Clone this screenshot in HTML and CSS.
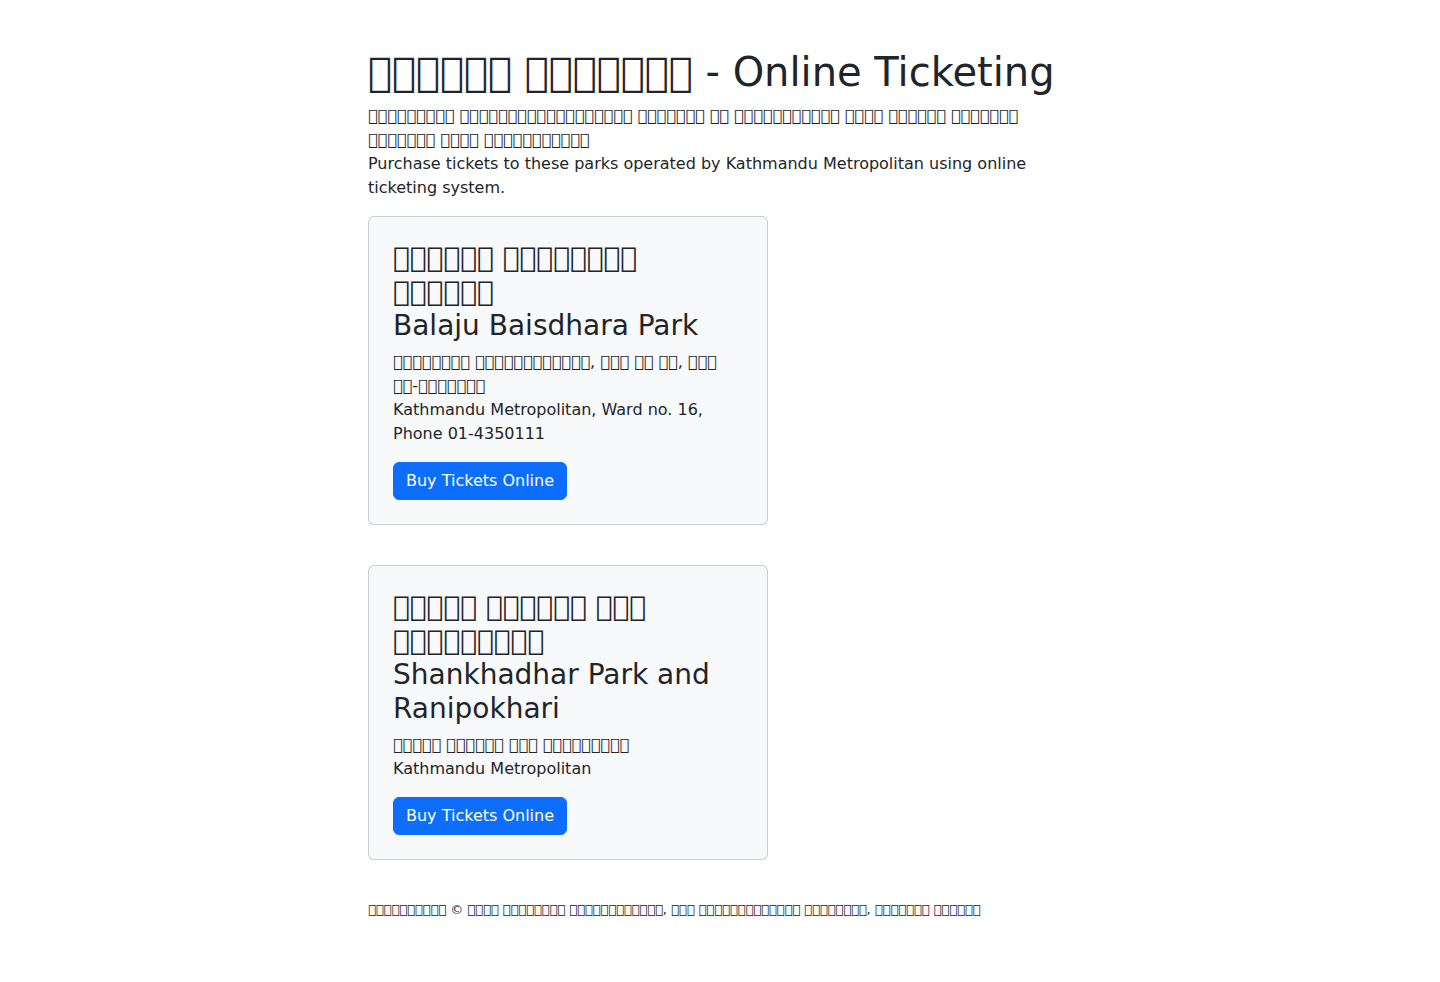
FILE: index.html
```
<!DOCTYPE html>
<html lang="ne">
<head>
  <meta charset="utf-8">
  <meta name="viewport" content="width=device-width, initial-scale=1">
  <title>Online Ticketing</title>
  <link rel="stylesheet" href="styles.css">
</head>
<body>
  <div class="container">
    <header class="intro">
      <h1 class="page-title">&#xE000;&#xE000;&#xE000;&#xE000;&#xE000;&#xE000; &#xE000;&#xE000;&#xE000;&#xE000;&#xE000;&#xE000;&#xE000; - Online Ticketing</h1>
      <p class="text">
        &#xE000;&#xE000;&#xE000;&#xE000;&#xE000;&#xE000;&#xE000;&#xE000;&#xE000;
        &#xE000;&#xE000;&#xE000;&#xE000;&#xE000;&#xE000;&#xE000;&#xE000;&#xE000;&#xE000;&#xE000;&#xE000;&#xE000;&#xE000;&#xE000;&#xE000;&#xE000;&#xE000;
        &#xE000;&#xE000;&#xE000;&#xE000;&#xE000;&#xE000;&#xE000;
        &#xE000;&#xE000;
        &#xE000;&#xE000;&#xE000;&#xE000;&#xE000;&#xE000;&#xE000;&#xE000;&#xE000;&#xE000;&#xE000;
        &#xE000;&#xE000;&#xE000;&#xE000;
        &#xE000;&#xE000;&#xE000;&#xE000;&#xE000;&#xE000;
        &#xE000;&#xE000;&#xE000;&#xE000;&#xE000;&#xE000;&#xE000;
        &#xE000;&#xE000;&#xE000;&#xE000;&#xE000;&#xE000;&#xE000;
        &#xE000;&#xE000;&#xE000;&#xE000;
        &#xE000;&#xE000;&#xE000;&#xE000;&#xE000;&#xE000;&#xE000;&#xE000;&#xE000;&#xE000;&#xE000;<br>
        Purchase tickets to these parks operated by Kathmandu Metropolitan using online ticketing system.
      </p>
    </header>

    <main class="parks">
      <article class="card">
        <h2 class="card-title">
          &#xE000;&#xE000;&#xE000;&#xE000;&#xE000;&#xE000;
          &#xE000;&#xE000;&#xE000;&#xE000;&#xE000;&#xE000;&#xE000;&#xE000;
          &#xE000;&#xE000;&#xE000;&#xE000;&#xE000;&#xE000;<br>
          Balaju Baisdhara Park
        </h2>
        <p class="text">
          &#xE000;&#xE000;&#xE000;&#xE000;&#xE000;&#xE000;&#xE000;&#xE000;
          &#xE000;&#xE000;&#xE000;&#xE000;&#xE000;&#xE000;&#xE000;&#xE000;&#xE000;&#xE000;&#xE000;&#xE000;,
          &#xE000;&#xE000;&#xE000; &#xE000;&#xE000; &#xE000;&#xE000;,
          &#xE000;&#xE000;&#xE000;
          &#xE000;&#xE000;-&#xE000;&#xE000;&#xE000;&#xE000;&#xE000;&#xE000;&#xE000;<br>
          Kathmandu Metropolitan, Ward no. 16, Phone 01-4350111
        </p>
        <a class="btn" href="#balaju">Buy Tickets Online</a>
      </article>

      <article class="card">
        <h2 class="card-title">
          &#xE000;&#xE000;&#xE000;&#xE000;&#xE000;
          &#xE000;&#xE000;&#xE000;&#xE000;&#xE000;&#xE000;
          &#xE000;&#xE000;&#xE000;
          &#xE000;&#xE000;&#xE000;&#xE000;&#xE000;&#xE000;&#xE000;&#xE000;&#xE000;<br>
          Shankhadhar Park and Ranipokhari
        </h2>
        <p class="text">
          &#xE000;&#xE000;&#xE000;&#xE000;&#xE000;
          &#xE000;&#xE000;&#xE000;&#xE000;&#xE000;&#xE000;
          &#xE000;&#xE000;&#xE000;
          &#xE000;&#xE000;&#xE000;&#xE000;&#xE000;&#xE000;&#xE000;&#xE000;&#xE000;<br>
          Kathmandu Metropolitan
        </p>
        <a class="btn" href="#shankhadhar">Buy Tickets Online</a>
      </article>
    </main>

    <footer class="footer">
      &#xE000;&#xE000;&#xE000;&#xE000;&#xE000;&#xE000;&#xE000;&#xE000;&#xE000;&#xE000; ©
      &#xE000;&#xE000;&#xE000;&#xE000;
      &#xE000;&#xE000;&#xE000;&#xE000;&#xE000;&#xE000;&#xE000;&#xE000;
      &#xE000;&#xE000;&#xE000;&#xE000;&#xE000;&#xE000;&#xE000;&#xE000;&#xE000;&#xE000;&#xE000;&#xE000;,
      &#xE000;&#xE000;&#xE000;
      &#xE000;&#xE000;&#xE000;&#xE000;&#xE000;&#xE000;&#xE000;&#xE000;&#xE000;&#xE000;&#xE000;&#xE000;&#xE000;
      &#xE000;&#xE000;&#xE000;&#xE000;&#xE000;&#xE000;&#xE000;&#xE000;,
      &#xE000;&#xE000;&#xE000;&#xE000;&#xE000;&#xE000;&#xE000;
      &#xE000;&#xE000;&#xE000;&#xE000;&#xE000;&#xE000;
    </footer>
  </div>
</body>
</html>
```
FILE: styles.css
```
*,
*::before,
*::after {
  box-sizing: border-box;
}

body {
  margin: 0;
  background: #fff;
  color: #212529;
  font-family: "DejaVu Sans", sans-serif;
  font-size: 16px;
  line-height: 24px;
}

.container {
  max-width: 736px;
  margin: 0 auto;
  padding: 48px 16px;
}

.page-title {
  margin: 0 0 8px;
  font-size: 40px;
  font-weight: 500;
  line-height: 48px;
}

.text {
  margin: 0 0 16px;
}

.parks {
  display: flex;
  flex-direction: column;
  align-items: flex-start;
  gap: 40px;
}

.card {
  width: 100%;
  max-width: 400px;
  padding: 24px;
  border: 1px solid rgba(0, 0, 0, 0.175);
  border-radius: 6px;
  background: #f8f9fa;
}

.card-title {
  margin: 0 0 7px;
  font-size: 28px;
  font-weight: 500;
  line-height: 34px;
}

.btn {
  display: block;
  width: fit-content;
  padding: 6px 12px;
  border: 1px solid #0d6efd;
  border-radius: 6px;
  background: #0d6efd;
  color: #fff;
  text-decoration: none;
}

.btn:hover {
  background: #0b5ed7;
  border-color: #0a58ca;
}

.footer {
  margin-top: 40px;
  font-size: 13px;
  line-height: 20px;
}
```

What to do » Print the full listing exactly, dropping the pictures.

The output »
Clone this screenshot in HTML and CSS.
FILE: index.html
```
<!DOCTYPE html>
<html lang="ne">
<head>
  <meta charset="utf-8">
  <meta name="viewport" content="width=device-width, initial-scale=1">
  <title>Online Ticketing</title>
  <link rel="stylesheet" href="styles.css">
</head>
<body>
  <div class="container">
    <header class="intro">
      <h1 class="page-title">&#xE000;&#xE000;&#xE000;&#xE000;&#xE000;&#xE000; &#xE000;&#xE000;&#xE000;&#xE000;&#xE000;&#xE000;&#xE000; - Online Ticketing</h1>
      <p class="text">
        &#xE000;&#xE000;&#xE000;&#xE000;&#xE000;&#xE000;&#xE000;&#xE000;&#xE000;
        &#xE000;&#xE000;&#xE000;&#xE000;&#xE000;&#xE000;&#xE000;&#xE000;&#xE000;&#xE000;&#xE000;&#xE000;&#xE000;&#xE000;&#xE000;&#xE000;&#xE000;&#xE000;
        &#xE000;&#xE000;&#xE000;&#xE000;&#xE000;&#xE000;&#xE000;
        &#xE000;&#xE000;
        &#xE000;&#xE000;&#xE000;&#xE000;&#xE000;&#xE000;&#xE000;&#xE000;&#xE000;&#xE000;&#xE000;
        &#xE000;&#xE000;&#xE000;&#xE000;
        &#xE000;&#xE000;&#xE000;&#xE000;&#xE000;&#xE000;
        &#xE000;&#xE000;&#xE000;&#xE000;&#xE000;&#xE000;&#xE000;
        &#xE000;&#xE000;&#xE000;&#xE000;&#xE000;&#xE000;&#xE000;
        &#xE000;&#xE000;&#xE000;&#xE000;
        &#xE000;&#xE000;&#xE000;&#xE000;&#xE000;&#xE000;&#xE000;&#xE000;&#xE000;&#xE000;&#xE000;<br>
        Purchase tickets to these parks operated by Kathmandu Metropolitan using online ticketing system.
      </p>
    </header>

    <main class="parks">
      <article class="card">
        <h2 class="card-title">
          &#xE000;&#xE000;&#xE000;&#xE000;&#xE000;&#xE000;
          &#xE000;&#xE000;&#xE000;&#xE000;&#xE000;&#xE000;&#xE000;&#xE000;
          &#xE000;&#xE000;&#xE000;&#xE000;&#xE000;&#xE000;<br>
          Balaju Baisdhara Park
        </h2>
        <p class="text">
          &#xE000;&#xE000;&#xE000;&#xE000;&#xE000;&#xE000;&#xE000;&#xE000;
          &#xE000;&#xE000;&#xE000;&#xE000;&#xE000;&#xE000;&#xE000;&#xE000;&#xE000;&#xE000;&#xE000;&#xE000;,
          &#xE000;&#xE000;&#xE000; &#xE000;&#xE000; &#xE000;&#xE000;,
          &#xE000;&#xE000;&#xE000;
          &#xE000;&#xE000;-&#xE000;&#xE000;&#xE000;&#xE000;&#xE000;&#xE000;&#xE000;<br>
          Kathmandu Metropolitan, Ward no. 16, Phone 01-4350111
        </p>
        <a class="btn" href="#balaju">Buy Tickets Online</a>
      </article>

      <article class="card">
        <h2 class="card-title">
          &#xE000;&#xE000;&#xE000;&#xE000;&#xE000;
          &#xE000;&#xE000;&#xE000;&#xE000;&#xE000;&#xE000;
          &#xE000;&#xE000;&#xE000;
          &#xE000;&#xE000;&#xE000;&#xE000;&#xE000;&#xE000;&#xE000;&#xE000;&#xE000;<br>
          Shankhadhar Park and Ranipokhari
        </h2>
        <p class="text">
          &#xE000;&#xE000;&#xE000;&#xE000;&#xE000;
          &#xE000;&#xE000;&#xE000;&#xE000;&#xE000;&#xE000;
          &#xE000;&#xE000;&#xE000;
          &#xE000;&#xE000;&#xE000;&#xE000;&#xE000;&#xE000;&#xE000;&#xE000;&#xE000;<br>
          Kathmandu Metropolitan
        </p>
        <a class="btn" href="#shankhadhar">Buy Tickets Online</a>
      </article>
    </main>

    <footer class="footer">
      &#xE000;&#xE000;&#xE000;&#xE000;&#xE000;&#xE000;&#xE000;&#xE000;&#xE000;&#xE000; ©
      &#xE000;&#xE000;&#xE000;&#xE000;
      &#xE000;&#xE000;&#xE000;&#xE000;&#xE000;&#xE000;&#xE000;&#xE000;
      &#xE000;&#xE000;&#xE000;&#xE000;&#xE000;&#xE000;&#xE000;&#xE000;&#xE000;&#xE000;&#xE000;&#xE000;,
      &#xE000;&#xE000;&#xE000;
      &#xE000;&#xE000;&#xE000;&#xE000;&#xE000;&#xE000;&#xE000;&#xE000;&#xE000;&#xE000;&#xE000;&#xE000;&#xE000;
      &#xE000;&#xE000;&#xE000;&#xE000;&#xE000;&#xE000;&#xE000;&#xE000;,
      &#xE000;&#xE000;&#xE000;&#xE000;&#xE000;&#xE000;&#xE000;
      &#xE000;&#xE000;&#xE000;&#xE000;&#xE000;&#xE000;
    </footer>
  </div>
</body>
</html>
```
FILE: styles.css
```
*,
*::before,
*::after {
  box-sizing: border-box;
}

body {
  margin: 0;
  background: #fff;
  color: #212529;
  font-family: "DejaVu Sans", sans-serif;
  font-size: 16px;
  line-height: 24px;
}

.container {
  max-width: 736px;
  margin: 0 auto;
  padding: 48px 16px;
}

.page-title {
  margin: 0 0 8px;
  font-size: 40px;
  font-weight: 500;
  line-height: 48px;
}

.text {
  margin: 0 0 16px;
}

.parks {
  display: flex;
  flex-direction: column;
  align-items: flex-start;
  gap: 40px;
}

.card {
  width: 100%;
  max-width: 400px;
  padding: 24px;
  border: 1px solid rgba(0, 0, 0, 0.175);
  border-radius: 6px;
  background: #f8f9fa;
}

.card-title {
  margin: 0 0 7px;
  font-size: 28px;
  font-weight: 500;
  line-height: 34px;
}

.btn {
  display: block;
  width: fit-content;
  padding: 6px 12px;
  border: 1px solid #0d6efd;
  border-radius: 6px;
  background: #0d6efd;
  color: #fff;
  text-decoration: none;
}

.btn:hover {
  background: #0b5ed7;
  border-color: #0a58ca;
}

.footer {
  margin-top: 40px;
  font-size: 13px;
  line-height: 20px;
}
```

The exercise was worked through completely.